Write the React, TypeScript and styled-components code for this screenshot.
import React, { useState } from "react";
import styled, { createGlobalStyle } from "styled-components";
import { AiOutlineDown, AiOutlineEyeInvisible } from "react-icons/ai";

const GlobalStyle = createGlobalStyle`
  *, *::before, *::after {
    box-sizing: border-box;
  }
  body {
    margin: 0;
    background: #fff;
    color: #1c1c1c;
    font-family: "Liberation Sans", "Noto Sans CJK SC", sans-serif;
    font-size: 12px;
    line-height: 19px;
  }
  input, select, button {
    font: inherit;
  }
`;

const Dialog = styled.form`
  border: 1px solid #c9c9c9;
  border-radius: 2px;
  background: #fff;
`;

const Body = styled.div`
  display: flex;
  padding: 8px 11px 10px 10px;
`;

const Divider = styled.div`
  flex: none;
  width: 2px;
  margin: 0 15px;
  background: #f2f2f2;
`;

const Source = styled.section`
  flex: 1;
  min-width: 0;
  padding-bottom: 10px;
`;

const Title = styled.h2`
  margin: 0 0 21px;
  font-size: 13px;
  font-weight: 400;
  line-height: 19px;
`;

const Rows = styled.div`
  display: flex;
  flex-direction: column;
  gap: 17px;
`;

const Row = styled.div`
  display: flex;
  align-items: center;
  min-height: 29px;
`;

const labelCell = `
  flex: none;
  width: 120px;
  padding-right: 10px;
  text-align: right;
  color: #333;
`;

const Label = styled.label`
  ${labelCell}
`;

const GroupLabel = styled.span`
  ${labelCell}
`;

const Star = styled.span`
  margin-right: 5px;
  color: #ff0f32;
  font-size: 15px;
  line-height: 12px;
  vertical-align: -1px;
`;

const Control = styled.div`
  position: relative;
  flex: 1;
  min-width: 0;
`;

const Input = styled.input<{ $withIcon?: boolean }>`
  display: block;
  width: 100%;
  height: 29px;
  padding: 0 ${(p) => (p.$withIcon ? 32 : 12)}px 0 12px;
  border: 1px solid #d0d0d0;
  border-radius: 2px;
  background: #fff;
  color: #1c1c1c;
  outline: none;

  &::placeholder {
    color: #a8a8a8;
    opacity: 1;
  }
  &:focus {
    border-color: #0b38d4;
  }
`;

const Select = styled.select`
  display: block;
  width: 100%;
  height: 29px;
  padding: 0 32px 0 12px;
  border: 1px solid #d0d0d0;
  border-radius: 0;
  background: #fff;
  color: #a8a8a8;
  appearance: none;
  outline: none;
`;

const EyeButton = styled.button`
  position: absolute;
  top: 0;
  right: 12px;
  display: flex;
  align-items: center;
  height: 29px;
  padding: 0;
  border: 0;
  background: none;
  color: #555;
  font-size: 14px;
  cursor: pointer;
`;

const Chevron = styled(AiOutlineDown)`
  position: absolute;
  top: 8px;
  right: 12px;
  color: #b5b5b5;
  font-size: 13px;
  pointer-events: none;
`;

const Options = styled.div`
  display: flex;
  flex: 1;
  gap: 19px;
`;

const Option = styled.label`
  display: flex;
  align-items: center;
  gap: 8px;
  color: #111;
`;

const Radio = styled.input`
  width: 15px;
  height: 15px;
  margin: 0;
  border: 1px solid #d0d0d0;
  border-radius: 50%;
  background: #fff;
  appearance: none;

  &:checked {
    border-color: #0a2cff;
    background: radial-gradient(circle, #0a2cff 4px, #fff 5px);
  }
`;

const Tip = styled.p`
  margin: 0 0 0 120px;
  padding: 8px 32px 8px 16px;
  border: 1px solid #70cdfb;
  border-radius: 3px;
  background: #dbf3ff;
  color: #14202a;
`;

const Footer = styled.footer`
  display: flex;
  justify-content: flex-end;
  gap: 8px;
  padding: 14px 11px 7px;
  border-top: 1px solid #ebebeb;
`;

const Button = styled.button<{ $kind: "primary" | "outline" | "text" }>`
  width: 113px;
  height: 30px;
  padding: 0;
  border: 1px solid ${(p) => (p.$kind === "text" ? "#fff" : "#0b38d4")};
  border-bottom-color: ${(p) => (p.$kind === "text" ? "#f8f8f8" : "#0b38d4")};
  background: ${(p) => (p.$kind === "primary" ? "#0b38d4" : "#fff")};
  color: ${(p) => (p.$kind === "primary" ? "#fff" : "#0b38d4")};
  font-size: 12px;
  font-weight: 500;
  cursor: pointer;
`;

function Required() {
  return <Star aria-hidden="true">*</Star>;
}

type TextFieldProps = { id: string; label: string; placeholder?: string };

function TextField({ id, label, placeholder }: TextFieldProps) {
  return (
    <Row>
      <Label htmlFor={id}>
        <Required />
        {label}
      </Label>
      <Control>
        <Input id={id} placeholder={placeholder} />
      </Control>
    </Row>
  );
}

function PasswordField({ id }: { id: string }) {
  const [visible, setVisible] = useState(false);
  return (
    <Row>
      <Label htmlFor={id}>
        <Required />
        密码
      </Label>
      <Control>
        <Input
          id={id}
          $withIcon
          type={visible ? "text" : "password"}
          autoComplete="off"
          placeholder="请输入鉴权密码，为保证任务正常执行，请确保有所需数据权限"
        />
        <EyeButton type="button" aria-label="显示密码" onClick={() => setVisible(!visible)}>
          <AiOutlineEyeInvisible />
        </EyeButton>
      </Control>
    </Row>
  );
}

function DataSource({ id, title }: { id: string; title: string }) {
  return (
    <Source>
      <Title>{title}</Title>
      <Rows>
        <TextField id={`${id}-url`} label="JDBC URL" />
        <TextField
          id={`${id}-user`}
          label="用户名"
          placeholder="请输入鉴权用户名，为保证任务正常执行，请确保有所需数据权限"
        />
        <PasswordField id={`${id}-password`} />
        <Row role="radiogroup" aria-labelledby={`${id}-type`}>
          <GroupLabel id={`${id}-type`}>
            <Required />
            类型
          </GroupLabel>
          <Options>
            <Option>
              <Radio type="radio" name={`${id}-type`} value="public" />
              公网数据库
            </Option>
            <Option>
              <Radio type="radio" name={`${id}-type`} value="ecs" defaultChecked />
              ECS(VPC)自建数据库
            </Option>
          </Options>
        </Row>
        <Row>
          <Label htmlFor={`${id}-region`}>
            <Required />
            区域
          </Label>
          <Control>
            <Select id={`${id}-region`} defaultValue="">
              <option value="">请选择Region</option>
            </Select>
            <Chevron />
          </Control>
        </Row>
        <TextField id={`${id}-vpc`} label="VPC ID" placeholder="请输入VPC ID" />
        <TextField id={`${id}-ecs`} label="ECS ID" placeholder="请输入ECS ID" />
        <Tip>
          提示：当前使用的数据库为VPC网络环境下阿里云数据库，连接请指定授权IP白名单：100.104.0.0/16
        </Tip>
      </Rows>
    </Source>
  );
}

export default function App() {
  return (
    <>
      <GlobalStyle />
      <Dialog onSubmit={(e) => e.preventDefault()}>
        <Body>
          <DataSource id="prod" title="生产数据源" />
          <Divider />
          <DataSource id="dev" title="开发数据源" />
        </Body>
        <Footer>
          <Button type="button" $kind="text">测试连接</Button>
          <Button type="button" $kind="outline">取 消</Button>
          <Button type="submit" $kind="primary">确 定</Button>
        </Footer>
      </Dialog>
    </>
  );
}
* * *
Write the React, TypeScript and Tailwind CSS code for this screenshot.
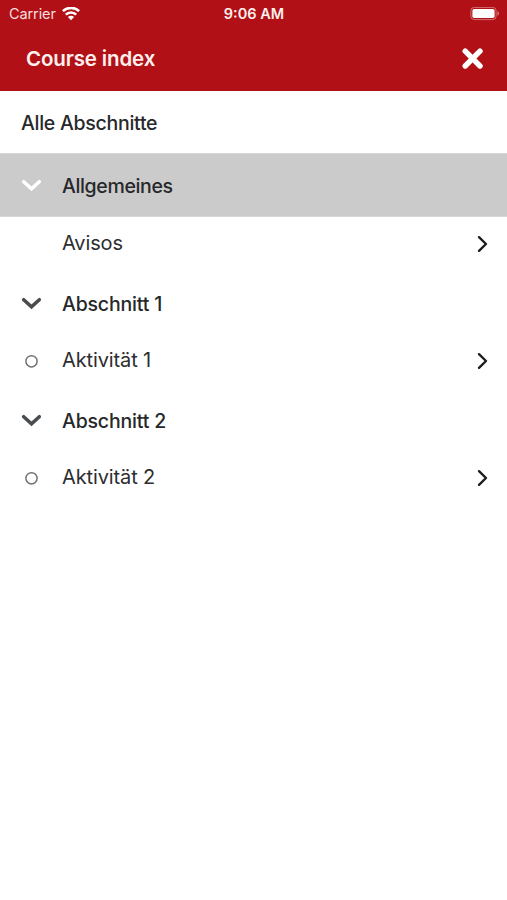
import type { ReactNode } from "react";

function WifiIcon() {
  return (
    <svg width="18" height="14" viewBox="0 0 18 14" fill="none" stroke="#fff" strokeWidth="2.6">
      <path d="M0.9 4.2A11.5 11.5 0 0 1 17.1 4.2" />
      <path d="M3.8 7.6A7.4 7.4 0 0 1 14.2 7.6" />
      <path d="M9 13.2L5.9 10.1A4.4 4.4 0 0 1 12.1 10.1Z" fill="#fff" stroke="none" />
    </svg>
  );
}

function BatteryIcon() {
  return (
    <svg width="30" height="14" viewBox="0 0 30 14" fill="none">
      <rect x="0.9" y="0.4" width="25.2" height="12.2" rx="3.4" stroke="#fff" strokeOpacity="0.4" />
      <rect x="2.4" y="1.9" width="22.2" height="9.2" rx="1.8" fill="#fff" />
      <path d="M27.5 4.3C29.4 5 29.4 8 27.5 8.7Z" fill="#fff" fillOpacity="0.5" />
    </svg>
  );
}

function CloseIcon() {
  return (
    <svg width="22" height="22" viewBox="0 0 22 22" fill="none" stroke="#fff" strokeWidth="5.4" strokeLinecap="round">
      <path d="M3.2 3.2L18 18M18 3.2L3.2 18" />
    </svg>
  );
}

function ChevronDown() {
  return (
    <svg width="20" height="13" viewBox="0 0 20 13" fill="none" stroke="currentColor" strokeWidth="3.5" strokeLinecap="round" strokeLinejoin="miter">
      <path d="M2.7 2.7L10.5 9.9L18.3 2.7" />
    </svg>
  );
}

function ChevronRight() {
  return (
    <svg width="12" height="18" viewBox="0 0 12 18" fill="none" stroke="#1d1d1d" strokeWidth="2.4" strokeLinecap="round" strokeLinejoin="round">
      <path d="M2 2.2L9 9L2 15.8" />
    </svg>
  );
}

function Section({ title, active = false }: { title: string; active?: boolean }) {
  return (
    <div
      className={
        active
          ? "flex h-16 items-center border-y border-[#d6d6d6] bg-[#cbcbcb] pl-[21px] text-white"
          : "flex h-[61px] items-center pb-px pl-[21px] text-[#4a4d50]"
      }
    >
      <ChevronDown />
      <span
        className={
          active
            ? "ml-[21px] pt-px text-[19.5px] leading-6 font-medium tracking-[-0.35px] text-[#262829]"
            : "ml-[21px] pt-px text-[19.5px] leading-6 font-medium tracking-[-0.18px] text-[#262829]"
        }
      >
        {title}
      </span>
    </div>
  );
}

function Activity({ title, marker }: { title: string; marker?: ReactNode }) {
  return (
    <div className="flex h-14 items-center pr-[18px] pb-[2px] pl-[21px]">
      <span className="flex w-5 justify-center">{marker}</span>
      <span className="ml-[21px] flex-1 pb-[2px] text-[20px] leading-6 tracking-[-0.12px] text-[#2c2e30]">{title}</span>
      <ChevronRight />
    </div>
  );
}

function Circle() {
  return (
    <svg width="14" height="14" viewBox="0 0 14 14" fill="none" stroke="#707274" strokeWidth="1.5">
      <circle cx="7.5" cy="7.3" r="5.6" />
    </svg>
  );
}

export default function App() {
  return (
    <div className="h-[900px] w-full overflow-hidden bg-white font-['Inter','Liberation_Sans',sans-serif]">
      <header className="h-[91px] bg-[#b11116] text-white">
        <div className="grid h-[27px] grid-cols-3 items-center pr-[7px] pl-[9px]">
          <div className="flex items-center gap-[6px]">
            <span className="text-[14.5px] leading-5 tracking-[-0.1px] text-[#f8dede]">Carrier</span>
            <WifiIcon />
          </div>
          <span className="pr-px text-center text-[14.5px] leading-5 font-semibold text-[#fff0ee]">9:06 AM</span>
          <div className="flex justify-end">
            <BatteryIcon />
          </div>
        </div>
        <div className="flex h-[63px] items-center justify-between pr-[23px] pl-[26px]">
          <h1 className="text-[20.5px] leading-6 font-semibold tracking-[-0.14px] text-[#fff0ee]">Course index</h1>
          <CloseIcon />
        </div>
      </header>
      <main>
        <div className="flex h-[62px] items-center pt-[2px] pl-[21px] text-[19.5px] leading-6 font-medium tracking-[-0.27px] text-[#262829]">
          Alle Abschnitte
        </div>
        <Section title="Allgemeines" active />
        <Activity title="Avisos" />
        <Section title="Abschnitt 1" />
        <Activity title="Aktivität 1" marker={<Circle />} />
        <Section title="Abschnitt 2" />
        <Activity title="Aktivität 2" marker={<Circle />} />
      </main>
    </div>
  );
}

PROMPT →
Reproduce every line from the entries that holds the word "TypeScript".

THE ANSWER →
Write the React, TypeScript and styled-components code for this screenshot.
Write the React, TypeScript and Tailwind CSS code for this screenshot.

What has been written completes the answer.